3) Fewer “emergencies” (things breaking, ppl freaking out, last minute meetings). When things do happen (rarely) the team is able to approach things calmly w/o blame

4) Shorter distance between the team and customers/users. A human connection. A partnership (of sorts).
5) More “let’s give it a try” or “that might work” or “we can always reverse that decision”. The team’s mission has gravity and resonates, but the day-to-day is not “do or die” or “this HAS to work or else!”
6) Fewer elephants-in-the-room/chronic issues dragging the team down. Way less “that will never change” and the “well, you know what happened the last time we brought that up”.

Doesn’t mean there aren’t problems. They just get worked out.
7) Fluid “process” to accommodate the work at hand. No singular mono-process (unless the work is highly highly repetitive). The team is able to form and re-form working agreements as needed.
8) A more stable strategy quarter to quarter.
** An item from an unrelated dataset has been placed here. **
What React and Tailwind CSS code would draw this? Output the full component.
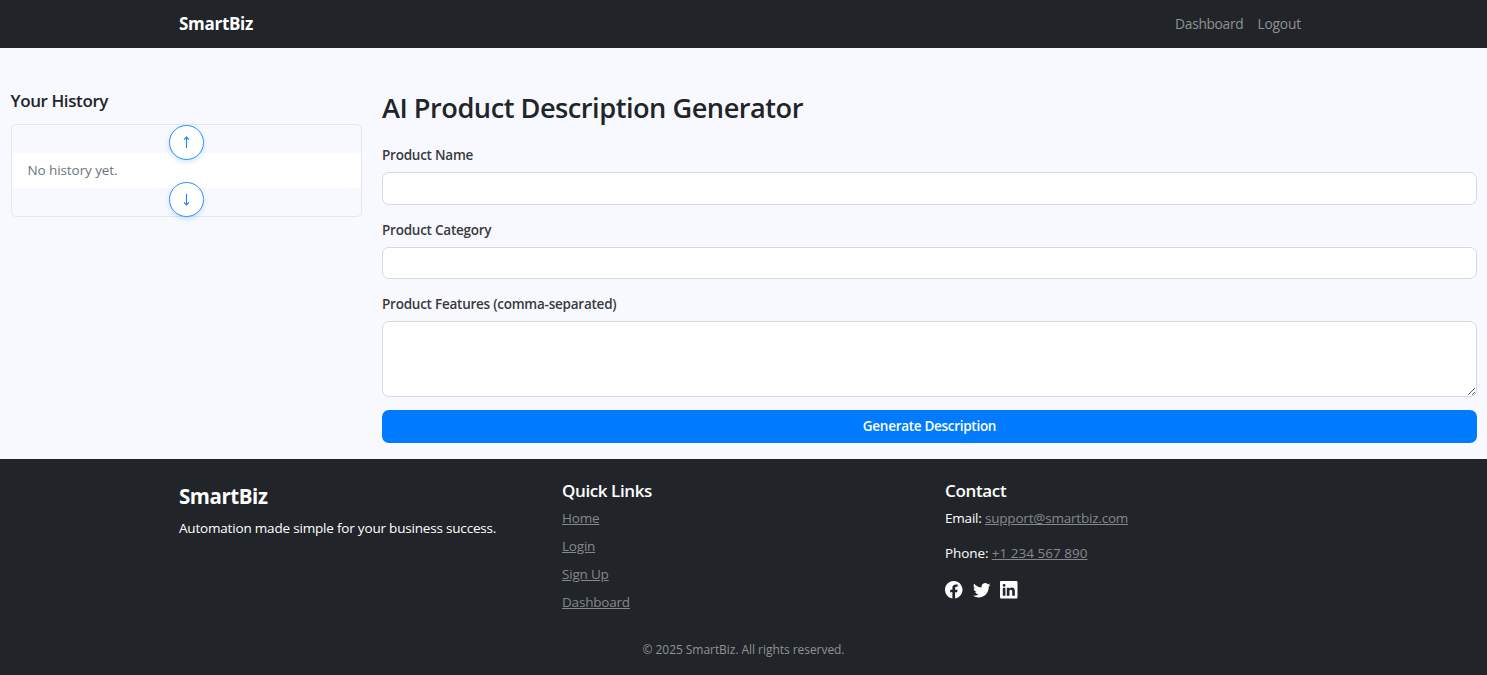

Less of a “whiplash effect” whereby company leadership has dramatic change-of-hearts and is scrambling for a silver bullet...and before they can see the current strategy through, switch things up
9) A sense of a single team vs. a team of one-person teams. Fewer individual projects, individual backlogs, “well only Jerry can do that”s, etc.

This isn’t to say there isn’t specialization, rather that the specialization is in service to the team’s mission.
10) Often...there are just way fewer dependencies and drag overall in the org. How much of this is immediately controllable I never know, but some large % of the levity and momentum is a factor of the surrounding org.